Additional hand-worked artifacts in the sale include a Crow womans beaded hide parade saddle, which is expected to bring $5,000+, and a fringed Ute beaded hide rifle scabbard, circa 1890, which carries an estimate of $5,000+.
Among the weavings is a Navajo moki serape, circa 1880, featuring natural shades of ivory, brown and indigo blue and aniline shades of salmon, with bands of alternating designs against a finely banded moki ground. Measuring 74 inches long, the serape is expected to bring $8,000+.

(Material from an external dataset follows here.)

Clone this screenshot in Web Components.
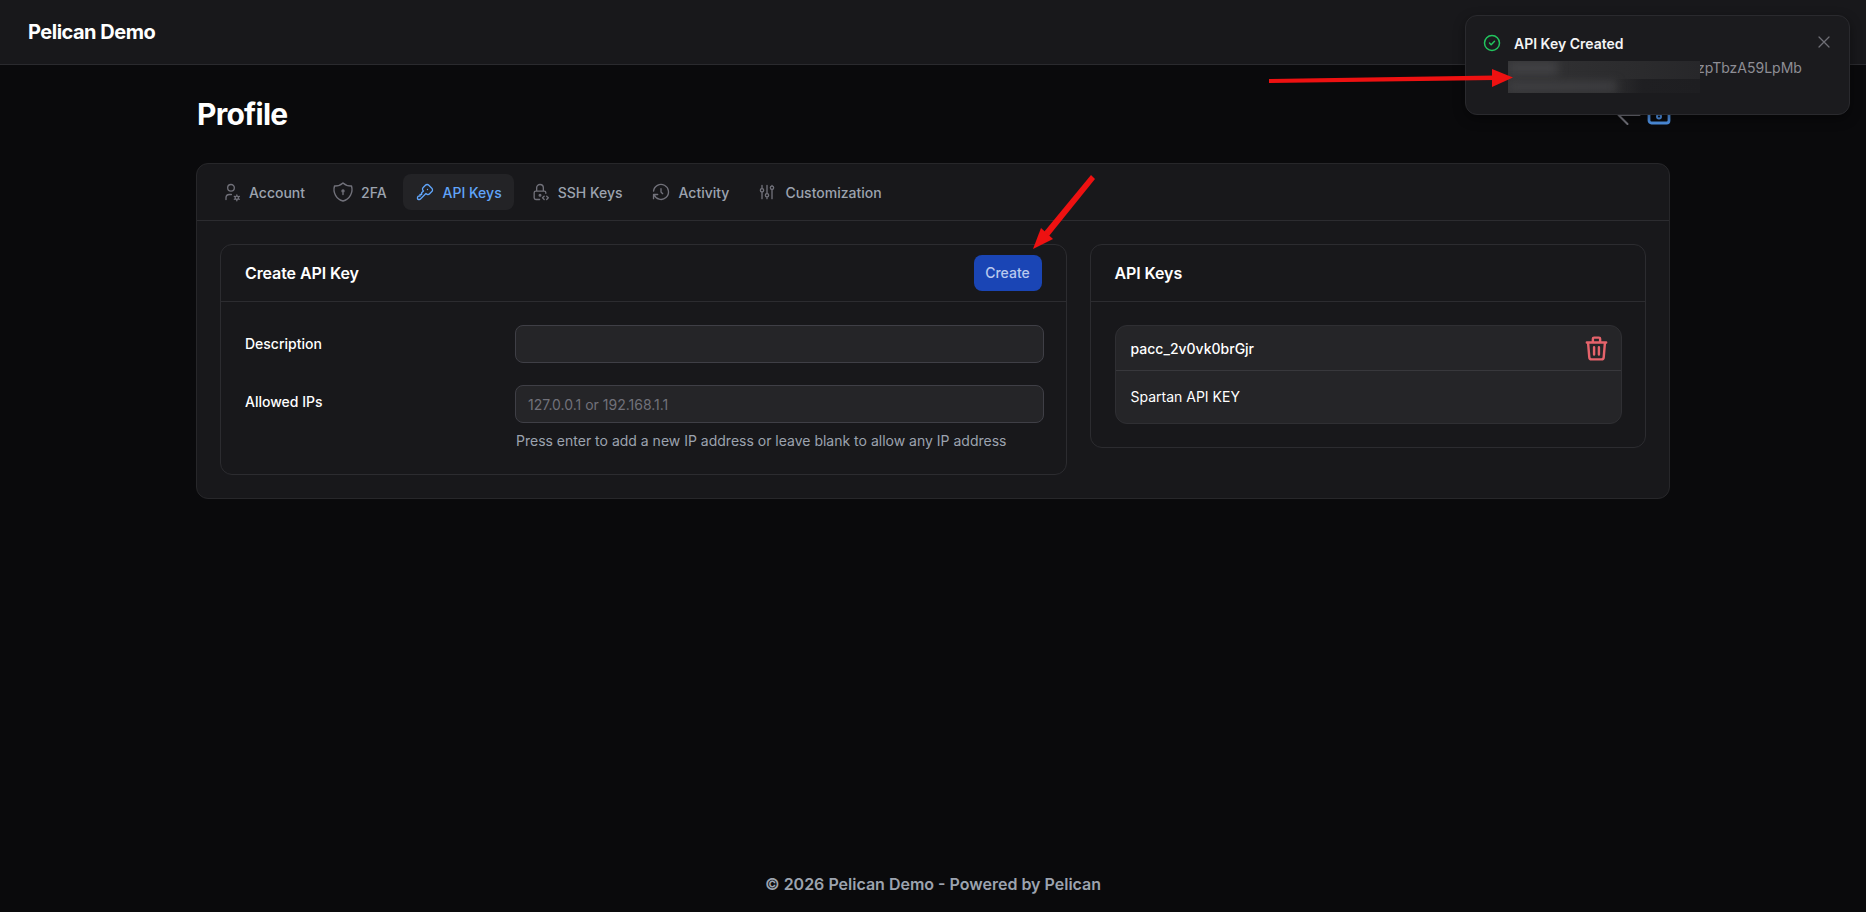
<!DOCTYPE html>
<html lang="en">
<head>
<meta charset="utf-8">
<title>Pelican Demo</title>
<style>
  html, body { margin: 0; height: 100%; }
  body {
    background: #0a0a0c;
    color: #fff;
    font-family: Inter, "Liberation Sans", sans-serif;
    font-size: 14px;
    display: flex;
    flex-direction: column;
    min-height: 912px;
    position: relative;
    overflow: hidden;
  }
</style>
</head>
<body>
  <app-header>Pelican Demo</app-header>
  <profile-page>
    <api-key-form></api-key-form>
    <api-key-list></api-key-list>
  </profile-page>
  <app-footer>© 2026 Pelican Demo - Powered by Pelican</app-footer>
  <toast-note title="API Key Created">zpTbzA59LpMb</toast-note>
  <red-arrows></red-arrows>

<script>
// tabler style icons, the paths only
const ICONS = {
  account: "M8 7a4 4 0 1 0 8 0a4 4 0 0 0 -8 0 M6 21v-2a4 4 0 0 1 4 -4h2.5 M17 19a2 2 0 1 0 4 0a2 2 0 1 0 -4 0 M19 15.5v1.5 M19 21v1.5 M22.03 17.25l-1.3 .75 M17.27 20l-1.3 .75 M15.97 17.25l1.3 .75 M20.73 20l1.3 .75",
  shield: "M12 3a12 12 0 0 0 8.5 3a12 12 0 0 1 -8.5 15a12 12 0 0 1 -8.5 -15a12 12 0 0 0 8.5 -3 M11 11a1 1 0 1 0 2 0a1 1 0 1 0 -2 0 M12 12v2.5",
  key: "M16.555 3.843l3.602 3.602a2.877 2.877 0 0 1 0 4.069l-2.643 2.643a2.877 2.877 0 0 1 -4.069 0l-.301 -.301l-6.558 6.558a2 2 0 0 1 -1.239 .578l-.175 .008h-1.172a1 1 0 0 1 -.993 -.883l-.007 -.117v-1.172a2 2 0 0 1 .467 -1.284l.119 -.13l.414 -.414h2v-2h2v-2l2.144 -2.144l-.301 -.301a2.877 2.877 0 0 1 0 -4.069l2.643 -2.643a2.877 2.877 0 0 1 4.069 0z M15 9h.01",
  lockCode: "M11.5 21h-4.5a2 2 0 0 1 -2 -2v-6a2 2 0 0 1 2 -2h10a2 2 0 0 1 2 2v.5 M11 16a1 1 0 1 0 2 0a1 1 0 0 0 -2 0 M8 11v-4a4 4 0 1 1 8 0v4 M20 21l2 -2l-2 -2 M17 17l-2 2l2 2",
  history: "M12 8v4l2 2 M3.05 11a9 9 0 1 1 .5 4m-.5 5v-5h5",
  sliders: "M4 10a2 2 0 1 0 4 0a2 2 0 0 0 -4 0 M6 4v4 M6 12v8 M10 16a2 2 0 1 0 4 0a2 2 0 0 0 -4 0 M12 4v10 M12 18v2 M16 7a2 2 0 1 0 4 0a2 2 0 0 0 -4 0 M18 4v1 M18 9v11",
  trash: "M4 7h16 M10 11v6 M14 11v6 M5 7l1 12a2 2 0 0 0 2 2h8a2 2 0 0 0 2 -2l1 -12 M9 7v-3a1 1 0 0 1 1 -1h4a1 1 0 0 1 1 1v3",
  check: "M3 12a9 9 0 1 0 18 0a9 9 0 0 0 -18 0 M9 12l2 2l4 -4",
  close: "M18 6l-12 12 M6 6l12 12",
  back: "M5 12h14 M5 12l6 6 M5 12l6 -6"
};

function icon(name, size, stroke = 2) {
  return `<svg width="${size}" height="${size}" viewBox="0 0 24 24" fill="none" stroke="currentColor" stroke-width="${stroke}" stroke-linecap="round" stroke-linejoin="round"><path d="${ICONS[name]}"/></svg>`;
}

class AppHeader extends HTMLElement {
  constructor() {
    super();
    this.attachShadow({ mode: "open" });
  }
  connectedCallback() {
    this.shadowRoot.innerHTML = `
      <style>
        :host {
          display: flex;
          align-items: center;
          box-sizing: border-box;
          height: 65px;
          padding: 0 28px;
          background: #18181b;
          border-bottom: 1px solid #2a2a2e;
          flex: none;
        }
        span { font-size: 20px; font-weight: 700; letter-spacing: -0.5px; color: #fff; }
      </style>
      <span><slot></slot></span>
    `;
  }
}

class ProfilePage extends HTMLElement {
  constructor() {
    super();
    this.attachShadow({ mode: "open" });
  }
  connectedCallback() {
    const tabs = [
      ["account", "Account"],
      ["shield", "2FA"],
      ["key", "API Keys", true],
      ["lockCode", "SSH Keys"],
      ["history", "Activity"],
      ["sliders", "Customization"]
    ];
    this.shadowRoot.innerHTML = `
      <style>
        :host { display: block; width: 1474px; margin: 0 auto; padding-top: 31px; flex: none; }
        .top { display: flex; align-items: center; justify-content: space-between; height: 36px; margin-bottom: 31px; }
        h1 { margin: 0 0 0 1px; font-size: 30px; line-height: 36px; font-weight: 700; letter-spacing: -0.75px; color: #fff; }
        .actions { display: flex; align-items: center; gap: 0; margin-right: -1px; }
        .actions .back { color: #71717a; display: flex; margin-top: 2px; }
        .actions .lock { color: #4f93e6; display: flex; margin-top: -2px; }
        .card {
          background: #18181b;
          border: 1px solid #27272a;
          border-radius: 12px;
        }
        nav {
          display: flex;
          gap: 4px;
          padding: 10px 12px;
          border-bottom: 1px solid #2c2c30;
        }
        .tab {
          display: flex;
          align-items: center;
          gap: 8px;
          height: 36px;
          padding: 0 12px;
          border-radius: 8px;
          font-size: 14px;
          font-weight: 500;
          color: #9ca3af;
        }
        .tab svg { color: #71717a; flex: none; }
        .tab svg.big { margin: 0 -2px; }
        .tab.on { background: #232326; color: #60a5fa; }
        .tab.on svg { color: #60a5fa; }
        .body {
          display: grid;
          grid-template-columns: minmax(0, 846.5fr) minmax(0, 556.5fr);
          gap: 23px;
          padding: 23px 23px 23px;
          align-items: start;
        }
      </style>
      <div class="top">
        <h1>Profile</h1>
        <div class="actions">
          <span class="back">${icon("back", 36, 1.4)}</span>
          <span class="lock">
            <svg width="24" height="24" viewBox="0 0 24 24" fill="none" stroke="currentColor" stroke-width="2.8">
              <rect x="2" y="2" width="20" height="20" rx="2.5"/>
              <circle cx="12" cy="15.5" r="2" stroke-width="2"/>
            </svg>
          </span>
        </div>
      </div>
      <div class="card">
        <nav>
          ${tabs.map(([i, label, on]) => {
            // the shield is drawn a little larger than the others in the reference
            const svg = i === "shield"
              ? icon(i, 24, 1.4).replace("<svg ", '<svg class="big" ')
              : icon(i, 20, 1.6);
            return `<div class="tab${on ? " on" : ""}">${svg}<span>${label}</span></div>`;
          }).join("")}
        </nav>
        <div class="body"><slot></slot></div>
      </div>
    `;
  }
}

class PanelCard extends HTMLElement {
  constructor() {
    super();
    this.attachShadow({ mode: "open" });
  }
  connectedCallback() {
    this.shadowRoot.innerHTML = `
      <style>
        :host {
          display: block;
          border: 1px solid #2c2c30;
          border-radius: 12px;
          background: #18181b;
        }
        header {
          display: flex;
          align-items: center;
          justify-content: space-between;
          height: 56px;
          padding: 0 24px;
          border-bottom: 1px solid #2c2c30;
        }
        h2 { margin: 0; font-size: 16px; font-weight: 600; color: #fff; letter-spacing: -0.1px; }
        .content { padding: 23px 24px 23px; }
      </style>
      <header>
        <h2>${this.getAttribute("heading")}</h2>
        <slot name="action"></slot>
      </header>
      <div class="content"><slot></slot></div>
    `;
  }
}

class ApiKeyForm extends HTMLElement {
  constructor() {
    super();
    this.attachShadow({ mode: "open" });
  }
  connectedCallback() {
    this.shadowRoot.innerHTML = `
      <style>
        :host { display: block; }
        .action {
          display: flex;
          align-items: center;
          justify-content: center;
          box-sizing: border-box;
          width: 68px;
          height: 36px;
          padding-bottom: 2px;
          background: #1a45b5;
          border-radius: 8px;
          color: #b9c9ee;
          font-size: 14px;
          font-weight: 500;
        }
        .row { display: grid; grid-template-columns: 270px minmax(0, 1fr); margin-right: -2px; }
        .row + .row { margin-top: 22px; }
        label { font-size: 14px; font-weight: 500; color: #fff; padding-top: 9px; line-height: 20px; }
        .row + .row label { padding-top: 7px; }
        .input {
          display: flex;
          align-items: center;
          box-sizing: border-box;
          height: 38px;
          padding: 0 12px;
          background: #252528;
          border: 1px solid #3f3f46;
          border-radius: 8px;
          color: #71717a;
          font-size: 14px;
        }
        .hint { margin: 8px 0 0 1px; font-size: 14px; line-height: 20px; color: #9ca3af; white-space: nowrap; }
      </style>
      <panel-card heading="Create API Key">
        <div class="action" slot="action">Create</div>
        <div class="row">
          <label>Description</label>
          <div><div class="input"></div></div>
        </div>
        <div class="row">
          <label>Allowed IPs</label>
          <div>
            <div class="input">127.0.0.1 or 192.168.1.1</div>
            <p class="hint">Press enter to add a new IP address or leave blank to allow any IP address</p>
          </div>
        </div>
      </panel-card>
    `;
  }
}

class ApiKeyList extends HTMLElement {
  constructor() {
    super();
    this.attachShadow({ mode: "open" });
  }
  connectedCallback() {
    this.shadowRoot.innerHTML = `
      <style>
        :host { display: block; }
        .item {
          margin-right: -1px;
          background: #252528;
          border: 1px solid #2f2f33;
          border-radius: 12px;
          font-size: 14px;
          color: #fff;
        }
        .id {
          display: flex;
          align-items: center;
          justify-content: space-between;
          height: 44px;
          padding: 0 10px 0 15px;
          border-bottom: 1px solid #38383c;
          font-weight: 500;
        }
        .id svg { color: #e5636b; display: block; }
        .desc { padding: 16px 15px; line-height: 20px; height: 20px; }
      </style>
      <panel-card heading="API Keys">
        <div class="item">
          <div class="id"><span>pacc_2v0vk0brGjr</span>${icon("trash", 29, 2)}</div>
          <div class="desc">Spartan API KEY</div>
        </div>
      </panel-card>
    `;
  }
}

class AppFooter extends HTMLElement {
  constructor() {
    super();
    this.attachShadow({ mode: "open" });
  }
  connectedCallback() {
    this.shadowRoot.innerHTML = `
      <style>
        :host {
          display: block;
          margin-top: auto;
          padding-bottom: 16px;
          text-align: center;
          font-size: 16px;
          line-height: 24px;
          font-weight: 600;
          color: #9ca3af;
        }
      </style>
      <slot></slot>
    `;
  }
}

class ToastNote extends HTMLElement {
  constructor() {
    super();
    this.attachShadow({ mode: "open" });
  }
  connectedCallback() {
    this.shadowRoot.innerHTML = `
      <style>
        :host {
          position: absolute;
          top: 15px;
          right: 16px;
          box-sizing: border-box;
          width: 385px;
          height: 100px;
          padding: 16px;
          display: flex;
          gap: 12px;
          background: #1b1b1e;
          border: 1px solid #2a2a2e;
          border-radius: 12px;
          box-shadow: 0 4px 12px rgba(0, 0, 0, .4);
        }
        .ok { color: #22c55e; flex: none; height: 20px; margin-top: 1px; }
        .text { flex: 1; min-width: 0; padding-top: 2px; }
        .title { font-size: 14px; line-height: 20px; font-weight: 600; color: #f4f4f5; }
        .msg {
          position: relative;
          height: 40px;
          margin-top: 4px;
          padding-left: 183px;
          font-size: 14px;
          line-height: 20px;
          color: #8e8e95;
        }
        .blur {
          position: absolute;
          left: -6px;
          top: 3px;
          width: 192px;
          height: 32px;
          overflow: hidden;
          background: linear-gradient(90deg, #323234, #2b2b2d 70%, #27272a);
        }
        .blur b {
          position: absolute;
          left: 0;
          right: 0;
          bottom: 0;
          height: 14px;
          background: linear-gradient(90deg, rgba(27,27,30,0) 55%, #1f1f22 70%, #1e1e21);
        }
        .blur i {
          position: absolute;
          display: block;
          filter: blur(5px);
          background: #414144;
        }
        .blur i:nth-child(2) { left: 0; top: 0; width: 50px; height: 14px; }
        .blur i:nth-child(3) { left: 0; top: 21px; width: 108px; height: 9px; }
        .x { color: #6f6f76; flex: none; height: 20px; margin: 0 -1px 0 0; }
      </style>
      <span class="ok">${icon("check", 20, 1.8)}</span>
      <div class="text">
        <div class="title">${this.getAttribute("title")}</div>
        <div class="msg"><div class="blur"><b></b><i></i><i></i></div><slot></slot></div>
      </div>
      <span class="x">${icon("close", 20, 1.5)}</span>
    `;
  }
}

// the two red marks somebody drew over the screenshot
class RedArrows extends HTMLElement {
  constructor() {
    super();
    this.attachShadow({ mode: "open" });
  }
  connectedCallback() {
    this.shadowRoot.innerHTML = `
      <style>
        :host { position: absolute; left: 0; top: 0; width: 1866px; height: 912px; pointer-events: none; }
        svg { display: block; }
      </style>
      <svg width="1866" height="912" viewBox="0 0 1866 912">
        <g fill="#ee1111" stroke="none">
          <polygon points="1269,79 1495,75.5 1495,80 1269,83"/>
          <polygon points="1492,69 1513,77.5 1492,87"/>
          <polygon points="1091,175 1095,179 1049,236 1044,232"/>
          <polygon points="1033,249 1041,228 1053,239"/>
        </g>
      </svg>
    `;
  }
}

customElements.define("app-header", AppHeader);
customElements.define("panel-card", PanelCard);
customElements.define("api-key-form", ApiKeyForm);
customElements.define("api-key-list", ApiKeyList);
customElements.define("profile-page", ProfilePage);
customElements.define("app-footer", AppFooter);
customElements.define("toast-note", ToastNote);
customElements.define("red-arrows", RedArrows);
</script>
</body>
</html>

More than 60 lots of photography pertaining to the American Indian are featured most came from a single collection. An 8 x 10 inch image titled Decorating Pottery by famed American Indian photographer Edward S. Curtis may bring $1,000+. An 1883 photo by Frank J. Haynes of Shoshone Indians during President Chester A. Arthurs tour of Wyoming is expected to bring $1,500+ and a single lot of 10 carte-de-visite photos of Navajo Indians by Nicholas Brown and Son of Santa Fe, N.M., may bring $1,500+. The scarce grouping is by one of the earliest New Mexico photographers active in Santa Fe between 1866 and 1872.